Текущие метеоусловия по докладу крайних экипажей на посадке — нижний края облачности 400-450 м, в дожде при видимости 3-4 км. По документам, командованию полка надо доложить, что сегодняшний план по самостоятельным вылетам курсантов не выполнен, так как реальная погода не соответствовала. Но это же армия. Здесь главное соблюсти и выполнить план.
Перед посадкой в кабину, Швабрин предложил мне папиросу, но я отказался. Дал же себе обещание, что никогда не курил и начинать не стоит.
— Это вылетная пачка, Федорович, — сказал я, заметив, что упаковка папирос «Казбек» подписана кем-то из курсантов.
— Моя пачка. Это с моего первого самостоятельного, — показал он мне надпись «Курсант Швабрин, 5.09.1973, самолёт Л-29, аэрд.

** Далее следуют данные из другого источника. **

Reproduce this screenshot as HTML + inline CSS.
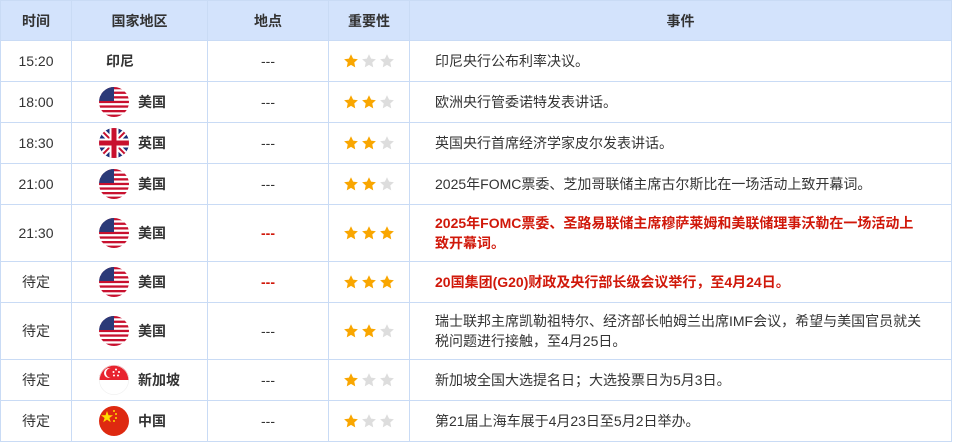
<!DOCTYPE html>
<html><head><meta charset="utf-8"><style>
body{margin:0;background:#fff;font-family:"Liberation Sans","Noto Sans CJK SC",sans-serif;font-size:14px;color:#333}
table{border-collapse:collapse;position:absolute;left:0;top:0;width:952px;table-layout:fixed}
td,th{border:1px solid #c9dbf5;padding:0;text-align:center}
th{background:#d3e3fc;height:39px;font-weight:bold;font-size:14px;color:#333}
td{color:#333}
.c{text-align:left}
.w{display:flex;align-items:center;padding-left:27px}
.f{width:30px;height:30px;margin-right:9px;flex:none}
.e{text-align:left;padding-left:25px;line-height:20px}
.r{color:#d0180a;font-weight:bold}
.s{width:60px;margin:0 auto 0 14px;display:block}
.cn{font-weight:bold}
</style></head><body>
<svg width="0" height="0" style="position:absolute">
<defs>
<symbol id="st" viewBox="0 0 20 20"><path d="M10 1.5l2.6 5.6 6 .7-4.5 4.1 1.2 6L10 14.9 4.7 17.9l1.2-6L1.4 7.8l6-.7z"/></symbol>
<clipPath id="cc"><circle cx="15" cy="15" r="15"/></clipPath>
<symbol id="us" viewBox="0 0 30 30"><g clip-path="url(#cc)"><rect width="30" height="30" fill="#fff"/>
<g fill="#c8102e"><rect y="0" width="30" height="2.3"/><rect y="4.6" width="30" height="2.3"/><rect y="9.2" width="30" height="2.3"/><rect y="13.8" width="30" height="2.3"/><rect y="18.4" width="30" height="2.3"/><rect y="23" width="30" height="2.3"/><rect y="27.6" width="30" height="2.4"/></g>
<rect width="15" height="14" fill="#2b3a78"/></g></symbol>
<symbol id="uk" viewBox="0 0 30 30"><g clip-path="url(#cc)"><rect width="30" height="30" fill="#1b2f7a"/>
<path d="M0 0L30 30M30 0L0 30" stroke="#fff" stroke-width="6"/><path d="M0 0L30 30M30 0L0 30" stroke="#c8102e" stroke-width="2"/>
<path d="M15 0V30M0 15H30" stroke="#fff" stroke-width="9"/><path d="M15 0V30M0 15H30" stroke="#c8102e" stroke-width="5"/></g></symbol>
<symbol id="sg" viewBox="0 0 30 30"><g clip-path="url(#cc)"><rect width="30" height="30" fill="#fff"/><rect width="30" height="15" fill="#e8232e"/>
<circle cx="10" cy="8" r="5" fill="#fff"/><circle cx="12" cy="8" r="5" fill="#e8232e"/>
<g fill="#fff"><circle cx="17" cy="4.5" r="1"/><circle cx="20" cy="7" r="1"/><circle cx="19" cy="10.5" r="1"/><circle cx="15" cy="10.5" r="1"/><circle cx="14.5" cy="7" r="1"/></g></g>
<circle cx="15" cy="15" r="14.6" fill="none" stroke="#eee" stroke-width=".6"/></symbol>
<symbol id="cn" viewBox="0 0 30 30"><g clip-path="url(#cc)"><rect width="30" height="30" fill="#de2910"/>
<g fill="#ffde00"><path d="M8 5l1.5 4.3h4.5l-3.6 2.7 1.4 4.3L8 13.6l-3.8 2.7 1.4-4.3L2 9.3h4.5z"/><circle cx="15" cy="5" r="1"/><circle cx="17" cy="8" r="1"/><circle cx="17" cy="12" r="1"/><circle cx="15" cy="15" r="1"/></g></g></symbol>
</defs></svg>
<table>
<colgroup><col style="width:71px"><col style="width:136px"><col style="width:121px"><col style="width:81px"><col></colgroup>
<tr><th>时间</th><th>国家地区</th><th>地点</th><th>重要性</th><th>事件</th></tr>
<tr style="height:41px"><td>15:20</td><td class="c"><div class="w" style="padding-left:34px"><span class="cn">印尼</span></div></td><td>---</td><td><svg class="s" width="60" height="16"><use href="#st" x="0" width="16" height="16" fill="#f9a600"/><use href="#st" x="18" width="16" height="16" fill="#ddd"/><use href="#st" x="36" width="16" height="16" fill="#ddd"/></svg></td><td class="e">印尼央行公布利率决议。</td></tr>
<tr style="height:41px"><td>18:00</td><td class="c"><div class="w"><svg class="f"><use href="#us"/></svg><span class="cn">美国</span></div></td><td>---</td><td><svg class="s" width="60" height="16"><use href="#st" x="0" width="16" height="16" fill="#f9a600"/><use href="#st" x="18" width="16" height="16" fill="#f9a600"/><use href="#st" x="36" width="16" height="16" fill="#ddd"/></svg></td><td class="e">欧洲央行管委诺特发表讲话。</td></tr>
<tr style="height:41px"><td>18:30</td><td class="c"><div class="w"><svg class="f"><use href="#uk"/></svg><span class="cn">英国</span></div></td><td>---</td><td><svg class="s" width="60" height="16"><use href="#st" x="0" width="16" height="16" fill="#f9a600"/><use href="#st" x="18" width="16" height="16" fill="#f9a600"/><use href="#st" x="36" width="16" height="16" fill="#ddd"/></svg></td><td class="e">英国央行首席经济学家皮尔发表讲话。</td></tr>
<tr style="height:41px"><td>21:00</td><td class="c"><div class="w"><svg class="f"><use href="#us"/></svg><span class="cn">美国</span></div></td><td>---</td><td><svg class="s" width="60" height="16"><use href="#st" x="0" width="16" height="16" fill="#f9a600"/><use href="#st" x="18" width="16" height="16" fill="#f9a600"/><use href="#st" x="36" width="16" height="16" fill="#ddd"/></svg></td><td class="e">2025年FOMC票委、芝加哥联储主席古尔斯比在一场活动上致开幕词。</td></tr>
<tr style="height:57px"><td>21:30</td><td class="c"><div class="w"><svg class="f"><use href="#us"/></svg><span class="cn">美国</span></div></td><td class="r">---</td><td><svg class="s" width="60" height="16"><use href="#st" x="0" width="16" height="16" fill="#f9a600"/><use href="#st" x="18" width="16" height="16" fill="#f9a600"/><use href="#st" x="36" width="16" height="16" fill="#f9a600"/></svg></td><td class="e r">2025年FOMC票委、圣路易联储主席穆萨莱姆和美联储理事沃勒在一场活动上<br>致开幕词。</td></tr>
<tr style="height:41px"><td>待定</td><td class="c"><div class="w"><svg class="f"><use href="#us"/></svg><span class="cn">美国</span></div></td><td class="r">---</td><td><svg class="s" width="60" height="16"><use href="#st" x="0" width="16" height="16" fill="#f9a600"/><use href="#st" x="18" width="16" height="16" fill="#f9a600"/><use href="#st" x="36" width="16" height="16" fill="#f9a600"/></svg></td><td class="e r">20国集团(G20)财政及央行部长级会议举行，至4月24日。</td></tr>
<tr style="height:57px"><td>待定</td><td class="c"><div class="w"><svg class="f"><use href="#us"/></svg><span class="cn">美国</span></div></td><td>---</td><td><svg class="s" width="60" height="16"><use href="#st" x="0" width="16" height="16" fill="#f9a600"/><use href="#st" x="18" width="16" height="16" fill="#f9a600"/><use href="#st" x="36" width="16" height="16" fill="#ddd"/></svg></td><td class="e">瑞士联邦主席凯勒祖特尔、经济部长帕姆兰出席IMF会议，希望与美国官员就关<br>税问题进行接触，至4月25日。</td></tr>
<tr style="height:41px"><td>待定</td><td class="c"><div class="w"><svg class="f"><use href="#sg"/></svg><span class="cn">新加坡</span></div></td><td>---</td><td><svg class="s" width="60" height="16"><use href="#st" x="0" width="16" height="16" fill="#f9a600"/><use href="#st" x="18" width="16" height="16" fill="#ddd"/><use href="#st" x="36" width="16" height="16" fill="#ddd"/></svg></td><td class="e">新加坡全国大选提名日；大选投票日为5月3日。</td></tr>
<tr style="height:41px"><td>待定</td><td class="c"><div class="w"><svg class="f"><use href="#cn"/></svg><span class="cn">中国</span></div></td><td>---</td><td><svg class="s" width="60" height="16"><use href="#st" x="0" width="16" height="16" fill="#f9a600"/><use href="#st" x="18" width="16" height="16" fill="#ddd"/><use href="#st" x="36" width="16" height="16" fill="#ddd"/></svg></td><td class="e">第21届上海车展于4月23日至5月2日举办。</td></tr>
</table>
</body></html>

Белогорск», — Теперь перед каждым самостоятельным вылетом выкуриваю по одной. Тебе первому предложил, между прочим. Другим не предлагал.
— Это приятно слышать.
— Сейчас там договорятся, а пока слушай крайние наставления.
И снова инструктаж. Только теперь он выглядит более серьёзным, по сравнению с брифингами перед уборкой территории.
— В облака войдёшь, не пугайся и по сторонам не смотреть. Сразу по приборам лети. Как будешь внимание распределять?
— Авиагоризонт — вариометр — авиагоризонт — высота — авиагоризонт — скорость — авиагоризонт. Ну, и далее по кругу.
— Всё верно. Чтобы не происходило — верь авиагоризонту. Эта штука не подведёт! За борт не смотри, ничего интересного там нет. Сплошная серая вата одна.
— Согласен. Вата она и в Африке вата, — усмехнулся я, но небольшое волнение появилось.
И правда, сейчас мне предстоит лететь в сложных метеоусловиях, в дождь.